Problem requirements: Below are the records; copy each line in them that holds the word "styles".

Dataset:
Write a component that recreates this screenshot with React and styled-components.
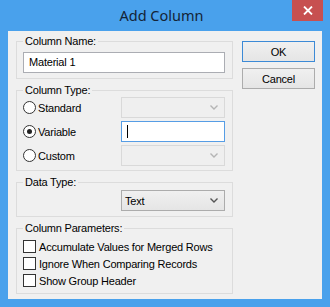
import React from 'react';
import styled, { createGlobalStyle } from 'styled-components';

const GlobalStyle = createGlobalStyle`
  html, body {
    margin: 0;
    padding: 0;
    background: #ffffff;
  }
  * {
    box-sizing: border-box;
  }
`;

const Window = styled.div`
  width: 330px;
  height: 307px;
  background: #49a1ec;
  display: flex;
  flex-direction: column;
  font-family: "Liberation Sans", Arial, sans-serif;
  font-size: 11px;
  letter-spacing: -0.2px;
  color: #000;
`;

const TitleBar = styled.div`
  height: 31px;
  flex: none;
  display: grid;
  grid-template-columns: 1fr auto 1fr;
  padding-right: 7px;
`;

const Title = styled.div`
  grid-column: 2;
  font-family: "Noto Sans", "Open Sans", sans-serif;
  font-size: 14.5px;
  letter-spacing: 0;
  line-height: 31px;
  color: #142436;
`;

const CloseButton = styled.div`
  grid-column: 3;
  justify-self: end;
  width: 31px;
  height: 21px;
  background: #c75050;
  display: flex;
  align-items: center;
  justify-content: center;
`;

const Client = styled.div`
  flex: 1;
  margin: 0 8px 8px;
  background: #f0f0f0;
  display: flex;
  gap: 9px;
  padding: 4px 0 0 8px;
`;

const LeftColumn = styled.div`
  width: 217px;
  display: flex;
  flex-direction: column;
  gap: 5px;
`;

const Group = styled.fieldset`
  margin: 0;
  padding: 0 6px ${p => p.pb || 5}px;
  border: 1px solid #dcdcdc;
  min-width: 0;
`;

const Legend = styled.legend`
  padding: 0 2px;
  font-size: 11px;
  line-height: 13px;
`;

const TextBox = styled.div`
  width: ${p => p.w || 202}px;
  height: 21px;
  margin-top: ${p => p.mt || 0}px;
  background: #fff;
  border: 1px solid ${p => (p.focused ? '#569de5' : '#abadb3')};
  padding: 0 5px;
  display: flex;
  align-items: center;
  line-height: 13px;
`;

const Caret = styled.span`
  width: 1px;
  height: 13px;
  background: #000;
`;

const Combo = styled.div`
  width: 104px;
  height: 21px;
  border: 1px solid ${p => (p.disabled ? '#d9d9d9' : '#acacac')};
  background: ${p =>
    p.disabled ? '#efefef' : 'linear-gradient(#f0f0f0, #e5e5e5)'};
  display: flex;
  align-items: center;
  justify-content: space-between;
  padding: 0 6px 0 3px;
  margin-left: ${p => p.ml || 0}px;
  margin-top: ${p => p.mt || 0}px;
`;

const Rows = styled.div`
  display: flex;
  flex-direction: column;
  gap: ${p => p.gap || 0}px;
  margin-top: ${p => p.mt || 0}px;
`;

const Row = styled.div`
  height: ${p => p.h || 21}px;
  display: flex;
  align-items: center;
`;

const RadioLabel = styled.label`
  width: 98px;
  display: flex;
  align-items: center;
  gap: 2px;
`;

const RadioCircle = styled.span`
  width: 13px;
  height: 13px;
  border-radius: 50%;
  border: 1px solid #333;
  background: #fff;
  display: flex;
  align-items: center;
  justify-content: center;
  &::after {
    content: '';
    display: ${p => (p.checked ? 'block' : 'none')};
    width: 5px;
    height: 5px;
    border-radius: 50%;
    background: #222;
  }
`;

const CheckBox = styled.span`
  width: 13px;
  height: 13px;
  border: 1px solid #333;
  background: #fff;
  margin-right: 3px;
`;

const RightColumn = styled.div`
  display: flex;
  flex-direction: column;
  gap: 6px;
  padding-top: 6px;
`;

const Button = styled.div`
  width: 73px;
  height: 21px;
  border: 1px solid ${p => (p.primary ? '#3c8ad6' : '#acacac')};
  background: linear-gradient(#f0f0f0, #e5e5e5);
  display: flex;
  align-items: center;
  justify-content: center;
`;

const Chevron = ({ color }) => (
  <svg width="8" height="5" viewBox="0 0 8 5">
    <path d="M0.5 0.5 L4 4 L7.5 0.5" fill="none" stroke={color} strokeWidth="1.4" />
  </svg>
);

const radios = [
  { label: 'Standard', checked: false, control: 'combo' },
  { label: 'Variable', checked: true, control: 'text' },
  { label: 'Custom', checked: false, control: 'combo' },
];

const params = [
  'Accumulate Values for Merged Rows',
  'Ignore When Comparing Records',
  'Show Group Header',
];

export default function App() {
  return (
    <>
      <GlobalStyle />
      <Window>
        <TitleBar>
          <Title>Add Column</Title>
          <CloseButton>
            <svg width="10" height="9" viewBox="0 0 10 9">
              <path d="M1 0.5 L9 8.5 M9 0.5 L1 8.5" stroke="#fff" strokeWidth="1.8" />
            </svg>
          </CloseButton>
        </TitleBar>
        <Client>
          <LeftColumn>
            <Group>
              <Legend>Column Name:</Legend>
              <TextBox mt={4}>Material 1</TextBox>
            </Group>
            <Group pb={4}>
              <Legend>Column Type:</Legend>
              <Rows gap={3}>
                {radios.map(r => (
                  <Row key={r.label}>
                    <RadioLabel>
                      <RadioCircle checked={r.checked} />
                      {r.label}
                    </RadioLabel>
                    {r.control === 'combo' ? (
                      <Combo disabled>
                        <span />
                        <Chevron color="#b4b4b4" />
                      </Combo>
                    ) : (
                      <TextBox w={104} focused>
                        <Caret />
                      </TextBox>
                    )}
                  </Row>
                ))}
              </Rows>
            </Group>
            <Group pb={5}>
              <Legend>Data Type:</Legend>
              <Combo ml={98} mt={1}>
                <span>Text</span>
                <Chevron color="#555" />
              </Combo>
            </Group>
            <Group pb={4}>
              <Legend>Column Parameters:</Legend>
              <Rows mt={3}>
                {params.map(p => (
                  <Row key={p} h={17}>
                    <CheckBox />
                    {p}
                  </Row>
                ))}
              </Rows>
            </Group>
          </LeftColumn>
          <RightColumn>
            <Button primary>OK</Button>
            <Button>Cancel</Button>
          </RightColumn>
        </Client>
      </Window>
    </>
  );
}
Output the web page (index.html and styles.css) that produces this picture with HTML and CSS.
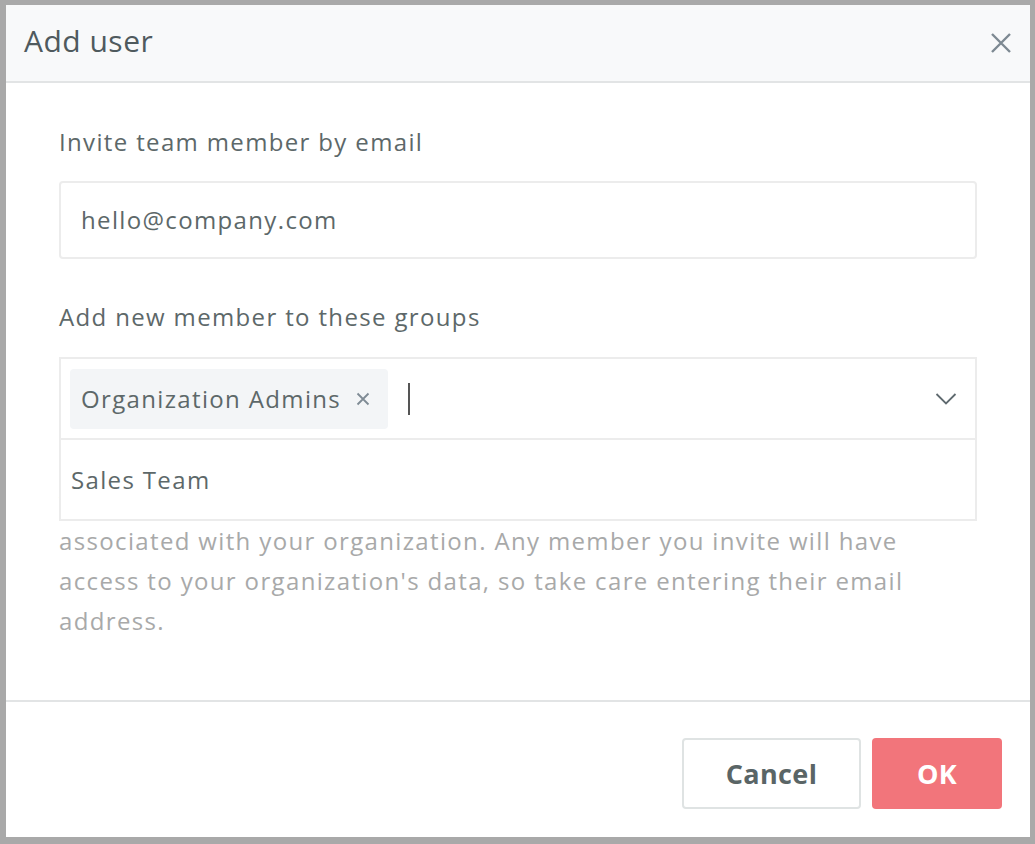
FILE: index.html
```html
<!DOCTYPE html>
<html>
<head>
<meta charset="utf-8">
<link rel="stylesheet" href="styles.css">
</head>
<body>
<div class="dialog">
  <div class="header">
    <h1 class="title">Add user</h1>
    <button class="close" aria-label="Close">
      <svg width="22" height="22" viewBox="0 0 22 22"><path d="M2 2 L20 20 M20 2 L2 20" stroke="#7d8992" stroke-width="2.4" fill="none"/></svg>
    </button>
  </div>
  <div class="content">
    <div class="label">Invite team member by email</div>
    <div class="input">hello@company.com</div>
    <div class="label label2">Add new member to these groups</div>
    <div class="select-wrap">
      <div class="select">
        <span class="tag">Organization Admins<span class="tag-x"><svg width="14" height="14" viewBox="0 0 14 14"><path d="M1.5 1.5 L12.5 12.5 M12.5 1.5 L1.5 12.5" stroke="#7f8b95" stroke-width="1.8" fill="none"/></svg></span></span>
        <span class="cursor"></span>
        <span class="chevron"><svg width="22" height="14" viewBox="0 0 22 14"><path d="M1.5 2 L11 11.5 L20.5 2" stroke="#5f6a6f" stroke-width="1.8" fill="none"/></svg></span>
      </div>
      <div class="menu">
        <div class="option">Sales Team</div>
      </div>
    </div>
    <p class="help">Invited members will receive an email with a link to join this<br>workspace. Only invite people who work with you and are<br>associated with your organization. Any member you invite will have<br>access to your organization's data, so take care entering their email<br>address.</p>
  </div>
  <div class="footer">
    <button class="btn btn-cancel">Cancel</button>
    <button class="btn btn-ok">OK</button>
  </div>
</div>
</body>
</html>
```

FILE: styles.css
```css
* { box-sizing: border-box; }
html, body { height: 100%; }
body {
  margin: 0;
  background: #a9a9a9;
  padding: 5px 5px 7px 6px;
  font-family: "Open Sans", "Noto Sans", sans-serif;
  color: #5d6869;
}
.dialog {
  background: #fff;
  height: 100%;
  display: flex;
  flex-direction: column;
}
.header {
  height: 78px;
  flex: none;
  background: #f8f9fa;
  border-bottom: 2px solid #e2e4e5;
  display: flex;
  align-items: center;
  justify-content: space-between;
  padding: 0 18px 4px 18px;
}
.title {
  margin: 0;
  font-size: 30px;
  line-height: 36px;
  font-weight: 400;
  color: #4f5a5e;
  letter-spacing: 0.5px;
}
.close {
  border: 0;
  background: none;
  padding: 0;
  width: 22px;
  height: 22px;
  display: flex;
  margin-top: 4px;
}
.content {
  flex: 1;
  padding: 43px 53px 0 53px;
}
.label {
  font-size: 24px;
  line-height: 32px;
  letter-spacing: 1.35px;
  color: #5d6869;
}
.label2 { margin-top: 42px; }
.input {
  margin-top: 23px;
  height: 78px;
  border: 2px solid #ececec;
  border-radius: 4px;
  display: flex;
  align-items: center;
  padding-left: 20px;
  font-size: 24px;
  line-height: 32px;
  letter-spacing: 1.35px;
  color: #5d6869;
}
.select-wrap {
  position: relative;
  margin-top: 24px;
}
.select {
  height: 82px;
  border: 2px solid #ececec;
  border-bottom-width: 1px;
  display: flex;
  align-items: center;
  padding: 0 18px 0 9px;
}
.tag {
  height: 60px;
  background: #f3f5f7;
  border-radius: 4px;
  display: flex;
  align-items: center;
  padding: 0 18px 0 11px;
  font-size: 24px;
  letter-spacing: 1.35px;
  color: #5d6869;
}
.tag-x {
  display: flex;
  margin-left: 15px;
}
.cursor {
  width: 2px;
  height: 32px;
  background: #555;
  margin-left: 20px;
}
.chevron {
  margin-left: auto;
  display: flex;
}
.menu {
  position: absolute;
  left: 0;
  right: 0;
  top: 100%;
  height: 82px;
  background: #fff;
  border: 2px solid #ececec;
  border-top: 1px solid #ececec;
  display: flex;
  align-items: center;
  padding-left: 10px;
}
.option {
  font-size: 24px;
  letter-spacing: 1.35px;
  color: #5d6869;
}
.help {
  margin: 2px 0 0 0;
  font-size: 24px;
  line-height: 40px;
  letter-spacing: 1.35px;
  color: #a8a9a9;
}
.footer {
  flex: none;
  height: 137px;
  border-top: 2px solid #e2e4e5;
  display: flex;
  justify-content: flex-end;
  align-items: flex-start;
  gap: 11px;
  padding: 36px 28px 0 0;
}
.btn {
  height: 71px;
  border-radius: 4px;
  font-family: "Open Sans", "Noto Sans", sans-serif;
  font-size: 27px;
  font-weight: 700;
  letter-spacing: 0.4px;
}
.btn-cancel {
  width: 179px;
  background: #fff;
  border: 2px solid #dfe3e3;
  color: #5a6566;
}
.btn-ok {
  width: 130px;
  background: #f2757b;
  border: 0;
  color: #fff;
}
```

Answer for this exercise:
Output the web page (index.html and styles.css) that produces this picture with HTML and CSS.
<link rel="stylesheet" href="styles.css">
FILE: styles.css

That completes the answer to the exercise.